For his contribution Benedek Láng explains, in the words of the title, Why Magic Cannot Be Falsified by Experiments, beginning with a question as to why scribes and collectors of grimoire did not see that some of the more ridiculous spells and operations couldn’t possibly work, whether it’s becoming invisible with certain herbs, or expelling all scorpions from Baghdad. Ultimately, Láng’s essay is a questioning of the whole idea of crucial experiments, be they in matters magical or the science laboratory.
The final essay categorised as Magic and the Making of Modernity is Adam Jortner’s Witches as Liars, which looks at the relationship between witchcraft and civilization in the Early American Republic. He argues that the rationalist response to concepts of magic and witchcraft was fundamental in the development of the political and social structures of the Jeffersonian and Jacksonian United States, with the irrationality of magic being seen not only as antithetical but as a direct threat to the nascent order of social democracy.
The four entries gathered under the heading of Magic in Modernity are a diverse bunch, covering off Enochian magic, Jack Parsons and rocketry, Seidr in contemporary Norse paganism, and Simon’s Necronomicon. That’s truly something for everyone, and Egil Asprem starts things off with Loagaeth, Q Consibra A Caosg, which navigates what he defines as the contested arena of modern Enochian angel magic. He provides a potted history of Dee and Kelley’s Enochian revelations, showing how the magical system broadly fits within Dee’s version of natural philosophy, before breaking down how these foundations have been built upon and interpreted by subsequent practitioners, ultimately taking the material far from its roots. This is familiar territory for Asprem, having written the previously reviewed Arguing With Angels, which pursued similar concerns, but with a considerably higher page count. For this outing, Enochian magic makes a suitable area for considerations of legitimisation, not just because of the inherently suspect origin of the system (transmitted by angels to a known forger in Edward Kelley) but because of the way in which subsequent adoption of its elements (or a veneer thereof) have required mental gymnastics to justify their diversions from the source.
In Babalon Launching: Jack Parsons, Rocketry, and the ‘Method of Science,’ Erik Davis considers the intersection between Parsons’s magical work and his career in rocketry, two worlds he largely kept separate.
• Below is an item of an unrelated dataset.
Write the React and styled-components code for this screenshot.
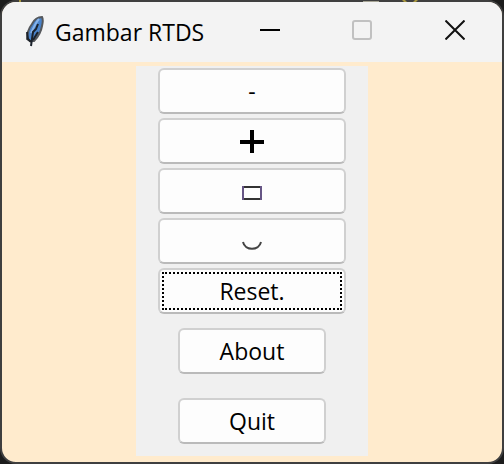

This an enjoyable read, with Davis effectively giving a brief overview of Parson’s life, focussing on particular moments and showing how the scientific model interacted with the magical one. Parsons becomes an example of how romance and rationalism are not compartmentalised or balanced in occultism, with Davis arguing that modern occultism, specifically its Thelemic strands, does not simply seek to re-enchant the world but is instead an aggressive performance of pluralism with a structural ambiguity founded on deconstructed notions of belief.
Megan Goodwin enters the world of contemporary Norse paganism with Manning the High Seat, exploring how the magical technique of Seidr is used and how its implicit associations with gender and sexuality are navigated by male practitioners. Goodwin presents a brief historical overview of Seidr before exploring the perspectives of two people, Jenny Blain and Raven Kaldera. Blain’s significant role in the promotion of Seidr in Norse Neopaganism ensures her presence here, with Goodwin crediting her with making an important contribution to the scholarship or gender and magic, and providing a thorough review of her understanding of Seidr, particularly its relation to sexuality. As Goodwin notes, though, Blain’s perspective never moves beyond the binary, employing rather basic dichotomies of straight and gay, male and female, and with none of the queer ambiguity and multiplicity that is implicit in the definition of Seidr as ergi. The ergi is plentiful in Kaldera’s definition of Seidr, though, and Goodwin appears to have a lot of sympathy for him in the presentation of his approach.
In the final essay, Dan Harms is well ensconced in his Lovecraftian wheelhouse with a consideration of the strategies of legitimisation used in the presentation of the trade paperback version of the Necronomicon by the mononymic Simon. There’s probably no other work in occult publishing that has a greater need for legitimisation than Simon’s Necronomicon, not just because it purports to be the non-fiction version of a fictional book, but because it always had an air of inauthenticity about it, right down to the cliché origin story with the mysterious monk revealing the manuscript before disappearing into unverifiable oblivion. It also seemed to be such a product of the occult scene of the 1970s New York, especially with how Herman Slater’s Warlock Shoppe was so central to its mythos, along with all those familiar scene names. Despite the transparency of the deception, Harms doesn’t descend into invective or scorn (as he is sometimes wont to do when discussing such matter on his more informal blog), but rather presents a considered analysis of each of the strategies used by Simon within the book and in marketing. There are a couple of classic strats here, as one would expect, with the most obvious being appeals to authority through comparisons to a bricolage of religious and mystical traditions, employing reduction to simplify these and enable pattern recognition to an uninformed audience.
In all, Magic in the Modern World is an interesting read, particularly in the second half where the four entries all offer something different. Body copy is devoid of any illustrations with the text set in Minion Pro by Coghill Composition Company, and presented in the consistent Magic in History style.